**Objective**:
How many of the lines below hold the word "component"? Answer only with the number.

Data records:
____

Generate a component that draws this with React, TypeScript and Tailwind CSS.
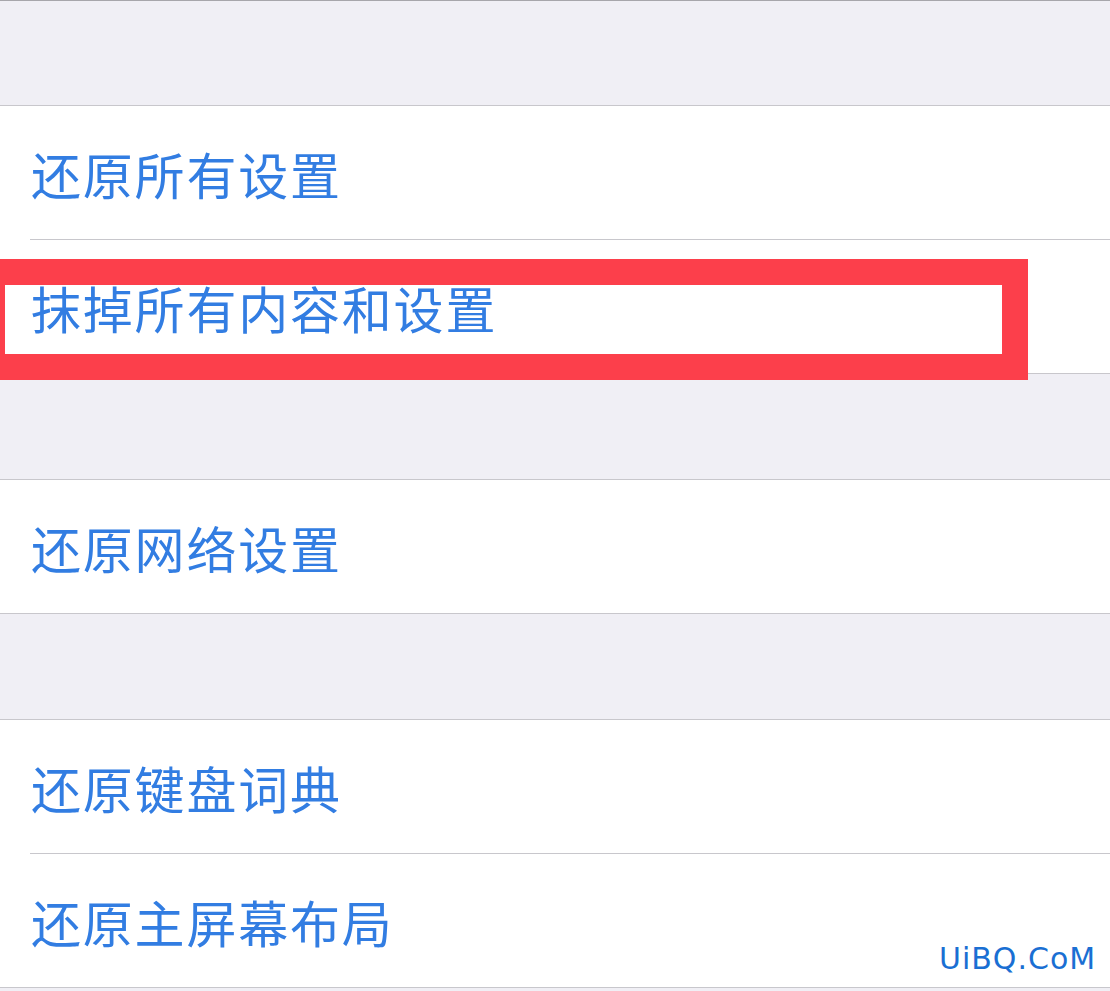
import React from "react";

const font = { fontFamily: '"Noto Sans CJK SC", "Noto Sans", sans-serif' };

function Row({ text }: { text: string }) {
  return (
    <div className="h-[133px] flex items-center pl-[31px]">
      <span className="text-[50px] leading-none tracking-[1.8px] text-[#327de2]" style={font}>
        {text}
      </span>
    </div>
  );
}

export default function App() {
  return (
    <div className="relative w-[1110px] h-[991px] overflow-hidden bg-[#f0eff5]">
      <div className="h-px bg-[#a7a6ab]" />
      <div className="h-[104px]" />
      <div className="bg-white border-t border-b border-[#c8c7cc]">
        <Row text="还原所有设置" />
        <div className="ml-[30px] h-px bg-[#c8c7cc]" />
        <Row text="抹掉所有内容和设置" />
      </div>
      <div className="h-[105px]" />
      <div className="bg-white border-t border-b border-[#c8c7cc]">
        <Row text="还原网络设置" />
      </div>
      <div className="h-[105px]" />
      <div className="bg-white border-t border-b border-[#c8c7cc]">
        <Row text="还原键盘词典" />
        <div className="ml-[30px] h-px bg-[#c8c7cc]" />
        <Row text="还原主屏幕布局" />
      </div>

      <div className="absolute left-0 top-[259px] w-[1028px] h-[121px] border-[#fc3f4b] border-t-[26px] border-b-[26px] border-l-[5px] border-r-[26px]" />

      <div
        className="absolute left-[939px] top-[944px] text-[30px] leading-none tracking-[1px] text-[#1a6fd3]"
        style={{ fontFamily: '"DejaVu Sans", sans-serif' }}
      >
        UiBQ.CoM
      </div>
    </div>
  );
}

____

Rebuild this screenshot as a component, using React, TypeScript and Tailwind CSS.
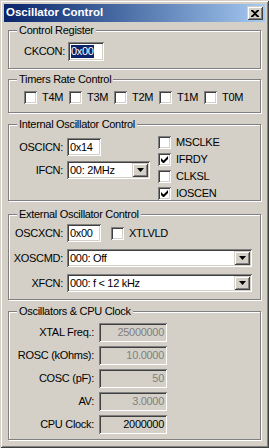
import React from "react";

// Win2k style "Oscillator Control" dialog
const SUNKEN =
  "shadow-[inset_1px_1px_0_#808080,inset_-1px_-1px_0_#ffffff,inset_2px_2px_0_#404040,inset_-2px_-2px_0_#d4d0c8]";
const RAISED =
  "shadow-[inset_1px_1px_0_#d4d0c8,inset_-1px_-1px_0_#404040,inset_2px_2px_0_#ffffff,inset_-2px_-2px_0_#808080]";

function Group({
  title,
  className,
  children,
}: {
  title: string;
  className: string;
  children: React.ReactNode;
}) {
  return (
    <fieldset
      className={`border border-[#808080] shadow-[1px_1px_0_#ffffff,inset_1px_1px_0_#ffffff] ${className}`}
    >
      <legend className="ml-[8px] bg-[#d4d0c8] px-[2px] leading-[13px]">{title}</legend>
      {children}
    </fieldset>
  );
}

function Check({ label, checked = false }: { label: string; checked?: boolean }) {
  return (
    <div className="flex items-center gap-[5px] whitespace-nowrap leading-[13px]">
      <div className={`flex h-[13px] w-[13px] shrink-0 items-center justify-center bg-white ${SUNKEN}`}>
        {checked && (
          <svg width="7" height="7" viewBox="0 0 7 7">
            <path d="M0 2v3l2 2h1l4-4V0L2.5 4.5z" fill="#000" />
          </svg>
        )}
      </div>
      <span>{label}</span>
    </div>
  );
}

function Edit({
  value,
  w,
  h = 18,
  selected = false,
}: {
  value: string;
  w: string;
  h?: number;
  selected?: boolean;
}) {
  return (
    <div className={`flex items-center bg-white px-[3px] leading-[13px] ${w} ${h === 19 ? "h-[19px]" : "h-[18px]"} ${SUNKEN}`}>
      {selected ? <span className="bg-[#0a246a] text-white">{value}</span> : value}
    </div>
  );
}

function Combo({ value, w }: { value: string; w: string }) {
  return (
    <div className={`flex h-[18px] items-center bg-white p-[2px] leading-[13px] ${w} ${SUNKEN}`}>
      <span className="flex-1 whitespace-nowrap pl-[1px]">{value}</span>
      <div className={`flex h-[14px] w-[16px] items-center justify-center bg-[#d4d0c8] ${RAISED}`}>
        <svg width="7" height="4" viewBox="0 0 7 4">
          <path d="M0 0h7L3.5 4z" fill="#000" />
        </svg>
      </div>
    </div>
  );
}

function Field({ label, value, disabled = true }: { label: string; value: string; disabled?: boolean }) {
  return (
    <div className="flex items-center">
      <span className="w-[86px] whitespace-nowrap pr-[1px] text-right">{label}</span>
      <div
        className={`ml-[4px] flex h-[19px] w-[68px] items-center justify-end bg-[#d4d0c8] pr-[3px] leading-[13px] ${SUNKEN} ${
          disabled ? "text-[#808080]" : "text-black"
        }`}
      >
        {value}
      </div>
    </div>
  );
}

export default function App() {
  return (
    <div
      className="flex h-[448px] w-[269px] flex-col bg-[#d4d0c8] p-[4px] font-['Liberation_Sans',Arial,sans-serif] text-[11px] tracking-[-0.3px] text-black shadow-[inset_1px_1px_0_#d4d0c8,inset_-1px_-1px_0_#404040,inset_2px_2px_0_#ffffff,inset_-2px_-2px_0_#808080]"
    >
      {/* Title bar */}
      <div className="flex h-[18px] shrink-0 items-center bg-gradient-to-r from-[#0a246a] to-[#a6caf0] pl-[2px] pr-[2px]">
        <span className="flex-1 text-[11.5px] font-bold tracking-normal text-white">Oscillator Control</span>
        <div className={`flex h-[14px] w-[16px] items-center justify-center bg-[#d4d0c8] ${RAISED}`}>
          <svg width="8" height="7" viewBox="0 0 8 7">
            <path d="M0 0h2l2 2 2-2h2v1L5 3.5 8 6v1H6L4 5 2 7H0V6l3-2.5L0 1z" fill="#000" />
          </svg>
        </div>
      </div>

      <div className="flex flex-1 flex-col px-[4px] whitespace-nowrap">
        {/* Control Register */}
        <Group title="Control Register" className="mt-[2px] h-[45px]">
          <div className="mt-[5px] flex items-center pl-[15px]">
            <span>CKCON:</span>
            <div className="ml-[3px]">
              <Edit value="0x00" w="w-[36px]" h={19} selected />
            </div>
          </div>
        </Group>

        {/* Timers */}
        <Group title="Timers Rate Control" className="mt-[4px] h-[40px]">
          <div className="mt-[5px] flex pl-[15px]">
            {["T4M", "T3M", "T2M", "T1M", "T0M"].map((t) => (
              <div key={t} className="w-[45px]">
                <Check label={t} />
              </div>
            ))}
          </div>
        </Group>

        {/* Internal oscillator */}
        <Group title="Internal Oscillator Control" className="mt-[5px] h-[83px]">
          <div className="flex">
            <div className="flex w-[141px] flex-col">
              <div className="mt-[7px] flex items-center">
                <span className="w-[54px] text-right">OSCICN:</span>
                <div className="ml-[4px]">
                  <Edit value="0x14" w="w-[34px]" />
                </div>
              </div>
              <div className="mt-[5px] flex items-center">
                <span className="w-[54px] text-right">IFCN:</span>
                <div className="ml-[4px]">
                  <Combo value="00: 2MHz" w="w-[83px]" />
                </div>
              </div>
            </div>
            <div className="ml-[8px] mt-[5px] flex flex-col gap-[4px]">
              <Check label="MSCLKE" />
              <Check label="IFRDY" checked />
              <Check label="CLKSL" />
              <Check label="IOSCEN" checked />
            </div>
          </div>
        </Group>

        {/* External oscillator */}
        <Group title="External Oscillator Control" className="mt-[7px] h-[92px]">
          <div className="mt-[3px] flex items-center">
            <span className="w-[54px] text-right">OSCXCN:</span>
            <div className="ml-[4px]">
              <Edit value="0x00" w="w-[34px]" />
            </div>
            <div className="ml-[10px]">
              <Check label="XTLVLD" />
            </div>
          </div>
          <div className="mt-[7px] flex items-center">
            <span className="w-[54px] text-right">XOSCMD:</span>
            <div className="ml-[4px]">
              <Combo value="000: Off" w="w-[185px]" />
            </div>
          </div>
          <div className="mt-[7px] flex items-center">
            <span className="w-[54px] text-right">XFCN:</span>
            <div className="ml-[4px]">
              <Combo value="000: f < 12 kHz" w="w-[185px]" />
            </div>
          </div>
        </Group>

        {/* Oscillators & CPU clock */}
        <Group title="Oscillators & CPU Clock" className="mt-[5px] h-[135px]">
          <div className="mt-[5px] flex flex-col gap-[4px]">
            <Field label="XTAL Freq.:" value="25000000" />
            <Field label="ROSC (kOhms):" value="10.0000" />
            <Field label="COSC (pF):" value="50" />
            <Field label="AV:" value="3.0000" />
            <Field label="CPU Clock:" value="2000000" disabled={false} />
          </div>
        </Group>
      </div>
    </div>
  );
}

____

**Answer for this exercise**:
2